FIG. 2 illustrates waveforms 200 of an undithered chirp signal 210 and a fixed frequency spur 290 in accordance with an example. For ease of explanation, the undithered chirp signal 210 and fixed frequency spur 290 are described herein with reference to radar system 100 shown in FIG. 1. The undithered chirp signal 210 has a period Tchirp 230 from time t0 to time t5, which can be divided into a rising period Trise 240, a falling period Tfall 245, and an optional idle period Tidle 250. The rising period Trise 240 occurs between time t0 and time t3, and the frequency of undithered chirp signal 210 increases from a first, lower frequency f_low 215 at time t0 to a second, higher frequency f_high 220 at time t3. The falling period Tfall 245 occurs between time t3 and time t4, and the frequency of undithered chirp signal 210 decreases from f_high 220 at time t3 to f_low 215 at time t4. The optional idle period Tidle 250 occurs between time t4 and time t5, and the frequency of undithered chirp signal 210 remains constant at f_low 215.

Although the chirp signal 210 has an increasing frequency from f_low 215 to f_high 220 during Trise 240, in some implementations the chirp signal 210 has a decreasing frequency from f_high 220 to f_low 215 during Trise 240. In these implementations, the frequency of chirp signal 210 increases from f_low 215 to f_high 220 during Tfall 245, and stays constant at f_high 220 during the optional idle period Tidle 250. The CPU 110 samples the chirp signal 210 for signal processing during a sampling, or active, period Tsampling 260 from time t1 to t2. The remainder of the chirp period Tchirp 230 is a non-sampling or non-active period Tnon-sampling 270 from time t2 to time t6, in which the CPU 110 does not sample chirp signal 210. In this example, Tsampling 260 begins at time t1, shortly after the beginning of Trise 240. Tsampling 260 ends at time t2, before the end of Trise 240.

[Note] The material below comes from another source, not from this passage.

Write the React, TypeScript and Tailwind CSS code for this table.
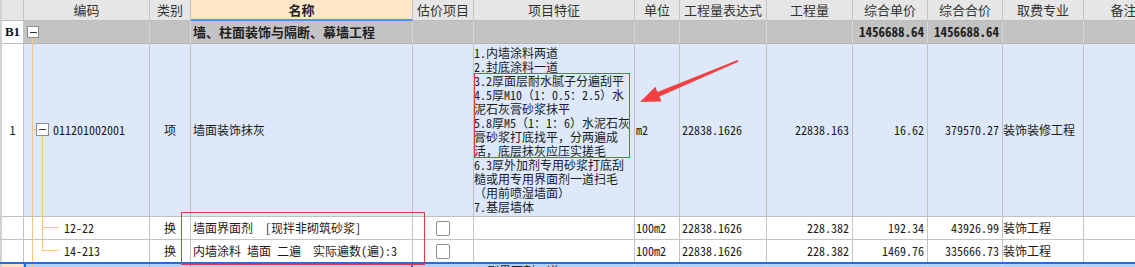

The fixed frequency spur 290 has a frequency f_spur 295 and is an unintended signal that can result from harmonics, intermodulation, frequency conversion, or electromagnetic interference (EMI). A spur is inserted in the transmitter path as a fixed-frequency signal, for example, by a coupling of a higher-order harmonic of a clock signal to a voltage-controlled oscillator (VCO) or a low-noise amplifier (LNA). The received reflections of the fixed-frequency spur 290 causes the resultant IF signal to change frequency over time, which may be erroneously construed as “ghost” targets at different distances. Further, the fixed frequency spur 290 can cause a continuous phase shift in the IF signal between chirps, and thus may also be erroneously construed as a target having a constant velocity.

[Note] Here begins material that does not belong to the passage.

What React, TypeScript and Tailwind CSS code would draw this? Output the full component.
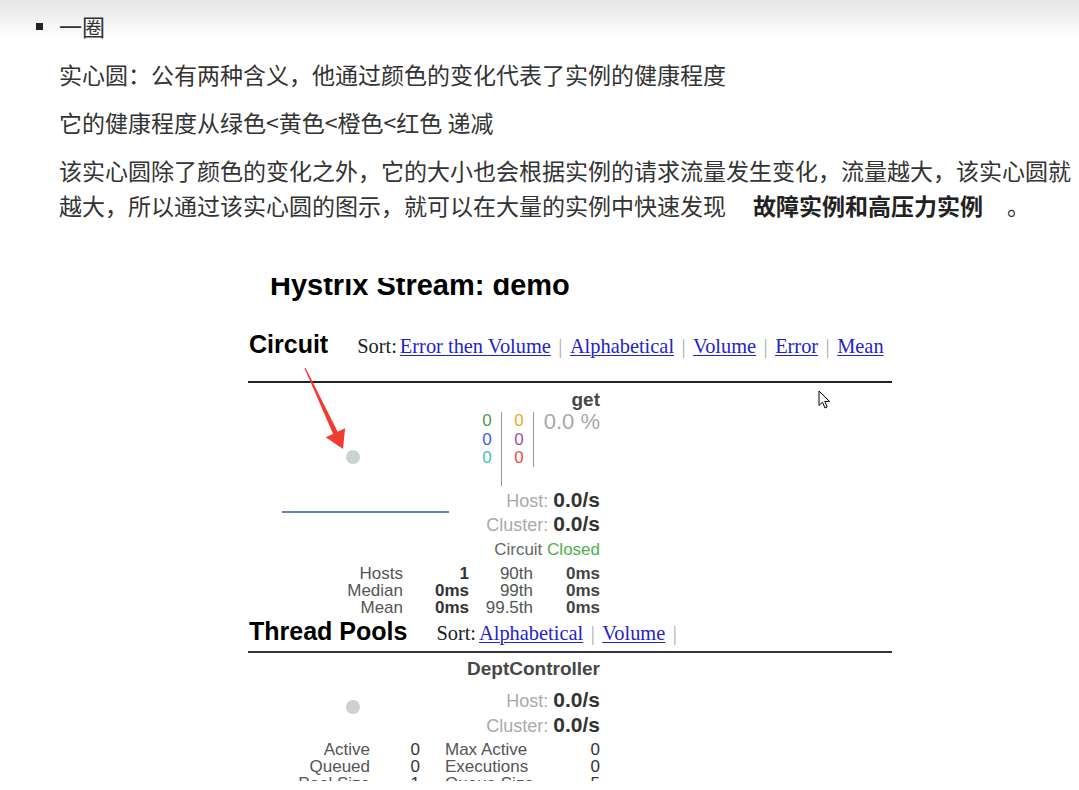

FIG. 3 illustrates a range-velocity plot 300 as a function of signal power in decibels (dB) for a received reflection produced by an undithered chirp signal, such as chirp signal 210 shown in FIG. 2, and three fixed frequency spurs. The received reflections of the three fixed frequency spurs cause the resultant IF signal to change frequency over time, and the range-velocity plot 300 illustrates the erroneously identified “ghost” targets in spur ridges 310, 320, and 330 that span multiple range bins, from zero to 150. In addition, the received reflections of the three fixed frequency spurs cause a continuous phase shift in the IF signal between chirps, and plot 300 illustrates the erroneous constant velocities in spur ridges 310, 320, and 330 for the ghost targets. Dithering the phase of the chirp signal during a non-sampling time such as Tnon-sampling 270 can spread the noise of the fixed frequency spurs across Doppler bins and mitigate the ghost target detection and erroneous velocities.

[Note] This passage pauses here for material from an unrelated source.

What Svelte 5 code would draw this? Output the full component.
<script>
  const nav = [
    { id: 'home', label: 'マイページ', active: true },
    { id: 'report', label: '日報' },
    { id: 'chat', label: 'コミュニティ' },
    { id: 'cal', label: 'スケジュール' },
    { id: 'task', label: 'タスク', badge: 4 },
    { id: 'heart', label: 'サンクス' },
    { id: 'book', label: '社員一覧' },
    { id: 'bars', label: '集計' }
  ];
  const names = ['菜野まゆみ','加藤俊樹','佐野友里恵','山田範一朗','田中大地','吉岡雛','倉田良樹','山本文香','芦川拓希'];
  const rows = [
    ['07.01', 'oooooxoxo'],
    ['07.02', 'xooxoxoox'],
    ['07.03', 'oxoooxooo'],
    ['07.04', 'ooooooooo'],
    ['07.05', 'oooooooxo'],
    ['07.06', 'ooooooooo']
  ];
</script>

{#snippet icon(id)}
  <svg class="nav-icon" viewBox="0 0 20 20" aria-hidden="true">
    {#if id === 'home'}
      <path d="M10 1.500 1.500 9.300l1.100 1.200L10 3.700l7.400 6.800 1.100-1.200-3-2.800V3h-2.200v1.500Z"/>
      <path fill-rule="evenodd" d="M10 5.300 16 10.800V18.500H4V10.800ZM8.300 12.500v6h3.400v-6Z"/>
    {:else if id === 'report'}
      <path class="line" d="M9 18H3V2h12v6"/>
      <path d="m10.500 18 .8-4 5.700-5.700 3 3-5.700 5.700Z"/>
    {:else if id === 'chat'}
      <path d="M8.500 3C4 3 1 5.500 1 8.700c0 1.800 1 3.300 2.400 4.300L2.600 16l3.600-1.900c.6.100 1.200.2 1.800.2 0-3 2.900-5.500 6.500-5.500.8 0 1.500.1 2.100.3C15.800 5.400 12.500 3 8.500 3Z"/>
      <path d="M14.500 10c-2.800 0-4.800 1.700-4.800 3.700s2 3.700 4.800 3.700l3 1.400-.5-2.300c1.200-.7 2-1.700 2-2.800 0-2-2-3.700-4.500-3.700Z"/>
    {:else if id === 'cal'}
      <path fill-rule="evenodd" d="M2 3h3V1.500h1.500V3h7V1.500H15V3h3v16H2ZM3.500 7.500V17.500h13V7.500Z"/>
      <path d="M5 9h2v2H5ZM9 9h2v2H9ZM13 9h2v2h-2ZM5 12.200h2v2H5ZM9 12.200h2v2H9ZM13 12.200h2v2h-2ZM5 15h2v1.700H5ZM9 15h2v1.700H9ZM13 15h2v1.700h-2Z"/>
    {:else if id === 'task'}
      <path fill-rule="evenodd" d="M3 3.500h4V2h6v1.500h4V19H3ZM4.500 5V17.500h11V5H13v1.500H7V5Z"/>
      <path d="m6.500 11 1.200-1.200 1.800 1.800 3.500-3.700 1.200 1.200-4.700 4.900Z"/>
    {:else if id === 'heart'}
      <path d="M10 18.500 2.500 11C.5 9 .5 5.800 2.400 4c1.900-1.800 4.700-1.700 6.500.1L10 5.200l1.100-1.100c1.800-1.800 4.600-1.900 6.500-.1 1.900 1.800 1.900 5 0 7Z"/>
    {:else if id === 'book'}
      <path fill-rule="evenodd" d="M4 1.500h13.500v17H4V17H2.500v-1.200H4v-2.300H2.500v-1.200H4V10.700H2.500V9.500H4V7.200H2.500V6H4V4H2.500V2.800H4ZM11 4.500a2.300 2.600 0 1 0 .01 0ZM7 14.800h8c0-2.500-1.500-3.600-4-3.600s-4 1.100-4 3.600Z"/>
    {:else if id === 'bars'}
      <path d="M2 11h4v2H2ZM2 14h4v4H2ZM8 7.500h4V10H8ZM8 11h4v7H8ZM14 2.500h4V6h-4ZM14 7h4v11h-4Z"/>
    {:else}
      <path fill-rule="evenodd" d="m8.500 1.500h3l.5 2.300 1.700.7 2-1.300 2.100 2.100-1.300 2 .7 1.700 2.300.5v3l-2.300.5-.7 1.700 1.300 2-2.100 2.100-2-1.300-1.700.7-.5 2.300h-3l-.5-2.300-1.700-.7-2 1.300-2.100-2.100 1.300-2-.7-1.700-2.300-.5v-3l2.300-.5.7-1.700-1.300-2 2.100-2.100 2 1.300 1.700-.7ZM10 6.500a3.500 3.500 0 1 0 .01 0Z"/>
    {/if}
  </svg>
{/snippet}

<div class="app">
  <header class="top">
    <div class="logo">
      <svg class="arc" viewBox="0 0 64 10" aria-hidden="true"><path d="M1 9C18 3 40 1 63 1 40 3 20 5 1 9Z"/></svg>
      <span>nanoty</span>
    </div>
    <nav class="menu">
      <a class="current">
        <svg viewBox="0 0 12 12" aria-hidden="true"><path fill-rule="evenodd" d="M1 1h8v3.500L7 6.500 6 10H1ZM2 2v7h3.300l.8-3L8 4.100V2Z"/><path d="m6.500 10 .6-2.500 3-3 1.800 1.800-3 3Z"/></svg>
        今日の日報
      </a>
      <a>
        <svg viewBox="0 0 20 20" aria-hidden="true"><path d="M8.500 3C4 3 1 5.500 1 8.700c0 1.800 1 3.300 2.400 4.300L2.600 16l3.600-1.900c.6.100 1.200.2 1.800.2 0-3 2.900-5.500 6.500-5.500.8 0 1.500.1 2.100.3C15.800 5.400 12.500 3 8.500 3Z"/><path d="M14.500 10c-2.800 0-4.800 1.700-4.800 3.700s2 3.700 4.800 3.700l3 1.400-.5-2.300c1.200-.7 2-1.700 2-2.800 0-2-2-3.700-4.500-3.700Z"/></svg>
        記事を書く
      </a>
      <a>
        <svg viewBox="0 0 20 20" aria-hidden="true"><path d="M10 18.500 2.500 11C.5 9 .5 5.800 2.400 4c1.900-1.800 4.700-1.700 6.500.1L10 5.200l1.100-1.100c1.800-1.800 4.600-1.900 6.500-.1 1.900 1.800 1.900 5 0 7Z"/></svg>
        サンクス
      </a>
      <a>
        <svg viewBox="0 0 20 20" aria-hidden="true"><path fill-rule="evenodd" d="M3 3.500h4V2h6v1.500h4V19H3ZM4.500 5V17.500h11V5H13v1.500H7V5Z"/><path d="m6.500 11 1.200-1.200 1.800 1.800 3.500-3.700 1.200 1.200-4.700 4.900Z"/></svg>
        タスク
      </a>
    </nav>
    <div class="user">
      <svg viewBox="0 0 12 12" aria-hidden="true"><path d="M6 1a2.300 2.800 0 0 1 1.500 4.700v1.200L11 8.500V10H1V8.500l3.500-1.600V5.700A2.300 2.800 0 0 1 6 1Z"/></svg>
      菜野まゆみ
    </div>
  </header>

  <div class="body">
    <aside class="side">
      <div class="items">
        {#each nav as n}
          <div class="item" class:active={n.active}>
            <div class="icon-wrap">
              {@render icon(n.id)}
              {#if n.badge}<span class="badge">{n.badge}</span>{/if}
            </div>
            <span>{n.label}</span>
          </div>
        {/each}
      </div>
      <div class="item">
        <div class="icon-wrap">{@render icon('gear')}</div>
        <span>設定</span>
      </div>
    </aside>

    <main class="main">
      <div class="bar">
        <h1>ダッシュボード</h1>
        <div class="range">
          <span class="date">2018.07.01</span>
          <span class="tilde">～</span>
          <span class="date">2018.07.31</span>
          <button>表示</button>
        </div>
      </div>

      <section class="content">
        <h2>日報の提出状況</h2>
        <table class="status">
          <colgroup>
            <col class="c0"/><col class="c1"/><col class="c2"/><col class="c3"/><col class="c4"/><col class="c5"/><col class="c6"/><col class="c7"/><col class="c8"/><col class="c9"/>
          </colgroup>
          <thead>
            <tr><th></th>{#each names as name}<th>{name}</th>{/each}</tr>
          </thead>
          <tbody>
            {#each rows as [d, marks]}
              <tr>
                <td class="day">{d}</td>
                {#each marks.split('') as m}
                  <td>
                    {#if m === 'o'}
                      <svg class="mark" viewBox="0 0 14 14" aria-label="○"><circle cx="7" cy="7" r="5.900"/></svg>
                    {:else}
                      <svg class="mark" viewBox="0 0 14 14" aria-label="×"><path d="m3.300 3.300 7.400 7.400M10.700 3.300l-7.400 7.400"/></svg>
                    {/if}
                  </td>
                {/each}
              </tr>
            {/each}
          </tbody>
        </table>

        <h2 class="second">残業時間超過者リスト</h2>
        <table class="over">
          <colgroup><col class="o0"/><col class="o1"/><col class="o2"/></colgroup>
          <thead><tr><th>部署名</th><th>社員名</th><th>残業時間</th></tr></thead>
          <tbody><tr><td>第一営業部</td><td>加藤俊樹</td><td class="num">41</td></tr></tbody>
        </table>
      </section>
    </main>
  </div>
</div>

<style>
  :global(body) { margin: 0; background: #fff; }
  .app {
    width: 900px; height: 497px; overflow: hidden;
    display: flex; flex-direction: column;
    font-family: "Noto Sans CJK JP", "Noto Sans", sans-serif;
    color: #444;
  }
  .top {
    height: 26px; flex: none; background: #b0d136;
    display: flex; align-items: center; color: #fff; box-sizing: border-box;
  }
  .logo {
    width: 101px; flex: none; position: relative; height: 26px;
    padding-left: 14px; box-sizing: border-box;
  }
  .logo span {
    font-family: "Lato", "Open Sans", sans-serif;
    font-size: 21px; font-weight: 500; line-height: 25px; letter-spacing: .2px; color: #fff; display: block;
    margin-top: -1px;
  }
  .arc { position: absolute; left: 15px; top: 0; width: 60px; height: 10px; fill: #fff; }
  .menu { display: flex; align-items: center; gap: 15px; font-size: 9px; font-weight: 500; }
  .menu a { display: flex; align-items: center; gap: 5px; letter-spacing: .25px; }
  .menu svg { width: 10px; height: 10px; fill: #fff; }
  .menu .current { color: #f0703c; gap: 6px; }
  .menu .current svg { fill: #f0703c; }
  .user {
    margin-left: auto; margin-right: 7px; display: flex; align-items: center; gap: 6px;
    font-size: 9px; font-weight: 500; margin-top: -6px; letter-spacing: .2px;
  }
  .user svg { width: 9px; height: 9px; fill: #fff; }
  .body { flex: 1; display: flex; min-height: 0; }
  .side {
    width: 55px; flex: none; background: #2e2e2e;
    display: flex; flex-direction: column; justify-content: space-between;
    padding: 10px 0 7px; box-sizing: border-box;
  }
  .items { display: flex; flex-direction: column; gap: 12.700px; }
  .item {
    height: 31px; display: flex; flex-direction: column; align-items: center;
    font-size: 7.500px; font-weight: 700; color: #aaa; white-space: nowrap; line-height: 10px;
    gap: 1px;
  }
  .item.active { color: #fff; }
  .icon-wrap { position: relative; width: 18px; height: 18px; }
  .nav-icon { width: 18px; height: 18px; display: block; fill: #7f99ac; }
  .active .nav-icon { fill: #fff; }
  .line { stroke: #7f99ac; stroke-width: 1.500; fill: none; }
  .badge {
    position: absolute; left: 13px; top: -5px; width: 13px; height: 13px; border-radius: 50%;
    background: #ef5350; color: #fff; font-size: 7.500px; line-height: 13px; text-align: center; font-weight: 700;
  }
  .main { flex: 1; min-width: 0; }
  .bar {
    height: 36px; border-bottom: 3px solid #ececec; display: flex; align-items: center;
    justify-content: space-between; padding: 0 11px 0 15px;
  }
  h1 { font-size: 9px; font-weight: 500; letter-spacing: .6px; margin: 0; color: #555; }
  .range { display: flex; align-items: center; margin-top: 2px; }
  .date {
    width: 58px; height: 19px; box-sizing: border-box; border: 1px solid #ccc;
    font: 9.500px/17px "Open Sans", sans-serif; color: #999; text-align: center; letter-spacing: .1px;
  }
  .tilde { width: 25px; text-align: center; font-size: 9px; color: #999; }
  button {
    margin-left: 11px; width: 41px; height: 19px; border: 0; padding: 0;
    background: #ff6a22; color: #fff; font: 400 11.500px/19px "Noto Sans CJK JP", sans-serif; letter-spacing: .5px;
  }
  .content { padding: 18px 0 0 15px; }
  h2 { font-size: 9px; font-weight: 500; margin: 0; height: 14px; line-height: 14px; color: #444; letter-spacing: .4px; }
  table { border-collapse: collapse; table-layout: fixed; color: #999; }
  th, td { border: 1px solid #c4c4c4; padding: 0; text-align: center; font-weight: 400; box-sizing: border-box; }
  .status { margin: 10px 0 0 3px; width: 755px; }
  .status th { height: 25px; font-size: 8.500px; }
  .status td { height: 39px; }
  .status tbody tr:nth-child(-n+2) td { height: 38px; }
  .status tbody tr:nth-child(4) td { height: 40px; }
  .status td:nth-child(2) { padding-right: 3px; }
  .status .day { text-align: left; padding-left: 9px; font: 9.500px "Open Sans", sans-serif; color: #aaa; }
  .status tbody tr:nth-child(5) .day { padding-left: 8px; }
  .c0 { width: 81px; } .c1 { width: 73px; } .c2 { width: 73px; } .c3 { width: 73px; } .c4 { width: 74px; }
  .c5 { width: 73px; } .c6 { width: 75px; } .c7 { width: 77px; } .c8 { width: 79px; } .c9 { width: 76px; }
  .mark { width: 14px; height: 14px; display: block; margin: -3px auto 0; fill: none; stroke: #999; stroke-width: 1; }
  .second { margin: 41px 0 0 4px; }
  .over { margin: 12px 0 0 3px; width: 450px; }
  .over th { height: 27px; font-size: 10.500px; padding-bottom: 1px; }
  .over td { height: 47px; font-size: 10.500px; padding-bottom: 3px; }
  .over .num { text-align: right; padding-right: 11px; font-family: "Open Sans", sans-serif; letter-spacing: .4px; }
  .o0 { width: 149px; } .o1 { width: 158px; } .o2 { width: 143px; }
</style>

FIG. 4 shows a block diagram of an example radar system 400 configured to perform non-active chirp dithering. The radar system 400 is similar to the radar system 100 shown in FIG. 1, but includes a chirp controller 420 with a linear feedback shift register (LFSR) circuit 430. In this implementation, the chirp controller 420 includes LFSR circuit 430, but any appropriate random or pseudo-random generator circuit may be used. The chirp controller 420 uses the LFSR circuit 430 to randomize or pseudo-randomize frequency characteristics of the generated chirp signals during the non-active times. That is, the chirp controller 420 introduces a frequency step into the non-active period of a chirp signal, in which the frequency of the chirp signal stays constant at a frequency f_step for a period of time Tstep. The frequency f_step and the period Tstep are dithered by the LFSR circuit 430. Examples of dithered frequency steps in the non-sampling period of chirp signals are described further herein with reference to FIGS. 5-10.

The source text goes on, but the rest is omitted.